─── SOURCE MATERIAL ───

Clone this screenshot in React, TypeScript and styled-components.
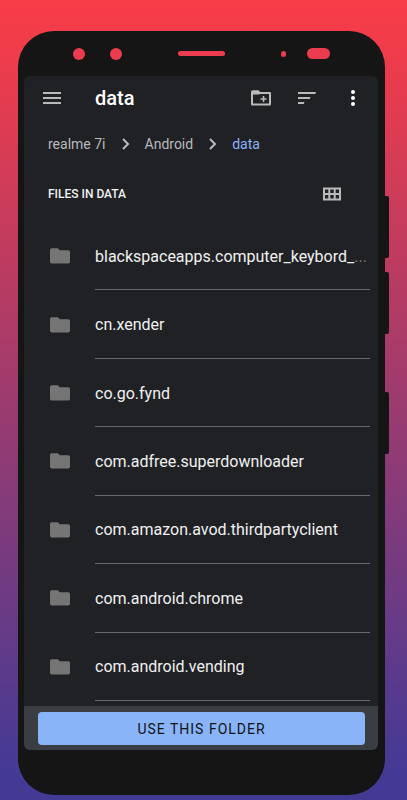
import React from "react";
import styled, { createGlobalStyle } from "styled-components";

const GlobalStyle = createGlobalStyle`
  *, *::before, *::after { box-sizing: border-box; }
  body {
    margin: 0;
    font-family: Roboto, "Liberation Sans", sans-serif;
    -webkit-font-smoothing: antialiased;
  }
  button { font: inherit; border: 0; padding: 0; background: none; cursor: pointer; }
`;

const Page = styled.div`
  min-height: 100vh;
  display: flex;
  padding: 31px 22px 5px 18px;
  background: linear-gradient(180deg, #f83c48 0%, #f03c4a 6%, #433a96 97%, #433a96 100%);
`;

const Phone = styled.div`
  position: relative;
  flex: 1;
  min-width: 0;
  display: flex;
  flex-direction: column;
  padding: 0 7px 45px 6px;
  border-radius: 36px;
  background: #151515;
`;

const SideKey = styled.span<{ $top: number }>`
  position: absolute;
  right: -4px;
  top: ${(p) => p.$top}px;
  width: 8px;
  height: 62px;
  border-radius: 2px;
  background: #151515;
`;

const SensorBar = styled.div`
  display: grid;
  grid-template-columns: 1fr auto 1fr;
  align-items: center;
  height: 45px;
  padding: 0 48px 0 49px;
`;

const SensorGroup = styled.div<{ $gap: number; $end?: boolean }>`
  display: flex;
  align-items: center;
  justify-content: ${(p) => (p.$end ? "flex-end" : "flex-start")};
  gap: ${(p) => p.$gap}px;
`;

const Sensor = styled.span<{ $w: number; $h: number }>`
  width: ${(p) => p.$w}px;
  height: ${(p) => p.$h}px;
  border-radius: 6px;
  background: #ea3c4e;
`;

const Screen = styled.main`
  flex: 1;
  min-width: 0;
  display: flex;
  flex-direction: column;
  overflow: hidden;
  border-radius: 6px;
  background: #202125;
  color: #f1f1f1;
`;

const Toolbar = styled.header`
  display: flex;
  align-items: center;
  height: 44px;
  padding: 0 13px 0 16px;
`;

const Title = styled.h1`
  flex: 1;
  margin: 0 0 0 31px;
  font-size: 20px;
  line-height: 24px;
  font-weight: 500;
  color: #ffffff;
`;

const IconButton = styled.button<{ $color?: string }>`
  display: flex;
  align-items: center;
  justify-content: center;
  width: 24px;
  height: 24px;
  color: ${(p) => p.$color ?? "#b9bab9"};
`;

const Actions = styled.div`
  display: flex;
  gap: 22px;
`;

const Crumbs = styled.nav`
  display: flex;
  align-items: center;
  height: 48px;
  padding: 0 24px;
  gap: 13px;
`;

const Crumb = styled.a<{ $current?: boolean }>`
  font-size: 14px;
  line-height: 20px;
  text-decoration: none;
  color: ${(p) => (p.$current ? "#8ab4f8" : "#b9babc")};
`;

const SectionHeader = styled.div`
  display: flex;
  align-items: center;
  justify-content: space-between;
  height: 52px;
  padding: 0 34px 0 24px;
`;

const SectionTitle = styled.h2`
  margin: 0;
  font-size: 12px;
  line-height: 16px;
  font-weight: 500;
  color: #f1f1f1;
`;

const FileList = styled.ul`
  flex: 1;
  display: flex;
  flex-direction: column;
  margin: 0;
  padding: 2px 8px 5px 24px;
  list-style: none;
`;

const FileRow = styled.li`
  flex: 1;
  display: flex;
  align-items: stretch;
  gap: 23px;
  min-height: 48px;
`;

const FileIcon = styled.span`
  display: flex;
  align-items: center;
  width: 24px;
  color: #757575;
`;

const FileName = styled.span`
  flex: 1;
  min-width: 0;
  display: flex;
  align-items: center;
  padding-top: 2px;
  border-bottom: 1px solid #66686b;
  font-size: 16px;
  line-height: 20px;
  white-space: nowrap;
`;

const Truncation = styled.span`
  color: #77787b;
`;

const Footer = styled.footer`
  display: flex;
  height: 44px;
  padding: 6px 13px 5px 14px;
  background: #3a3e43;
`;

const UseButton = styled.button`
  flex: 1;
  border-radius: 4px;
  background: #8ab4f8;
  color: #101216;
  && {
    font-size: 14px;
    line-height: 20px;
    font-weight: 400;
    letter-spacing: 1px;
  }
`;

const MenuIcon = () => (
  <svg width="18" height="12" viewBox="0 0 18 12" fill="currentColor" aria-hidden="true">
    <path d="M0 0h18v2H0zM0 5h18v2H0zM0 10h18v2H0z" />
  </svg>
);

const NewFolderIcon = () => (
  <svg width="20" height="16" viewBox="0 0 20 16" aria-hidden="true">
    <path d="M1 3h18v11.5H1z" fill="none" stroke="currentColor" strokeWidth="2" strokeLinejoin="round" />
    <path d="M0 3V2A1.8 1.8 0 0 1 1.8.2h5.7L9.4 2.2 8.4 4.6H0z" fill="currentColor" />
    <path d="M12.5 6v6M9.5 9h6" stroke="currentColor" strokeWidth="1.6" fill="none" />
  </svg>
);

const SortIcon = () => (
  <svg width="18" height="12" viewBox="0 0 18 12" fill="currentColor" aria-hidden="true">
    <path d="M0 0h18l-.7 2H0zM0 5h12.5l-.7 2H0zM0 10h6.5l-.7 2H0z" />
  </svg>
);

const MoreIcon = () => (
  <svg width="4" height="16" viewBox="0 0 4 16" fill="currentColor" aria-hidden="true">
    <circle cx="2" cy="2" r="2" />
    <circle cx="2" cy="8" r="2" />
    <circle cx="2" cy="14" r="2" />
  </svg>
);

const GridIcon = () => (
  <svg width="18" height="14" viewBox="0 0 18 14" aria-hidden="true">
    <path
      fill="currentColor"
      fillRule="evenodd"
      d="M0 .5h18v13H0zM2 2.5V6h3.3V2.5zM7.3 2.5V6h3.4V2.5zM12.7 2.5V6H16V2.5zM2 8v3.5h3.3V8zM7.3 8v3.5h3.4V8zM12.7 8v3.5H16V8z"
    />
  </svg>
);

const ChevronIcon = () => (
  <svg width="13" height="12" viewBox="0 0 13 12" fill="none" aria-hidden="true">
    <path d="M4 1l5 5-5 5" stroke="#b9babc" strokeWidth="2" />
  </svg>
);

const FolderIcon = () => (
  <svg width="24" height="16" viewBox="0 0 24 16" fill="currentColor" aria-hidden="true">
    <path d="M2 2A1.8 1.8 0 0 1 3.8.2H9.8L11.8 2.2H20.2A1.8 1.8 0 0 1 22 4V13.8A1.8 1.8 0 0 1 20.2 15.6H3.8A1.8 1.8 0 0 1 2 13.8z" />
  </svg>
);

const files = [
  { name: "blackspaceapps.computer_keybord_", truncated: true },
  { name: "cn.xender" },
  { name: "co.go.fynd" },
  { name: "com.adfree.superdownloader" },
  { name: "com.amazon.avod.thirdpartyclient" },
  { name: "com.android.chrome" },
  { name: "com.android.vending" },
];

export default function App() {
  return (
    <>
      <GlobalStyle />
      <Page>
        <Phone>
          <SideKey $top={165} />
          <SideKey $top={241} />
          <SideKey $top={361} />
          <SensorBar>
            <SensorGroup $gap={25}>
              <Sensor $w={12} $h={12} />
              <Sensor $w={12} $h={12} />
            </SensorGroup>
            <Sensor $w={47} $h={5} />
            <SensorGroup $gap={21} $end>
              <Sensor $w={5} $h={6} />
              <Sensor $w={23} $h={11} />
            </SensorGroup>
          </SensorBar>
          <Screen>
            <Toolbar>
              <IconButton aria-label="Menu"><MenuIcon /></IconButton>
              <Title>data</Title>
              <Actions>
                <IconButton aria-label="New folder"><NewFolderIcon /></IconButton>
                <IconButton aria-label="Sort"><SortIcon /></IconButton>
                <IconButton aria-label="More options" $color="#ffffff"><MoreIcon /></IconButton>
              </Actions>
            </Toolbar>
            <Crumbs aria-label="Path">
              <Crumb href="#root">realme 7i</Crumb>
              <ChevronIcon />
              <Crumb href="#android">Android</Crumb>
              <ChevronIcon />
              <Crumb href="#data" $current aria-current="page">data</Crumb>
            </Crumbs>
            <SectionHeader>
              <SectionTitle>FILES IN DATA</SectionTitle>
              <IconButton aria-label="Grid view"><GridIcon /></IconButton>
            </SectionHeader>
            <FileList>
              {files.map((f) => (
                <FileRow key={f.name}>
                  <FileIcon><FolderIcon /></FileIcon>
                  <FileName>
                    {f.name}
                    {f.truncated && <Truncation>...</Truncation>}
                  </FileName>
                </FileRow>
              ))}
            </FileList>
            <Footer>
              <UseButton>USE THIS FOLDER</UseButton>
            </Footer>
          </Screen>
        </Phone>
      </Page>
    </>
  );
}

───

WORK REQUIRED
Spot every line that holds "React" and copy it.

ANSWER TO THIS PROBLEM
Clone this screenshot in React, TypeScript and styled-components.
import React from "react";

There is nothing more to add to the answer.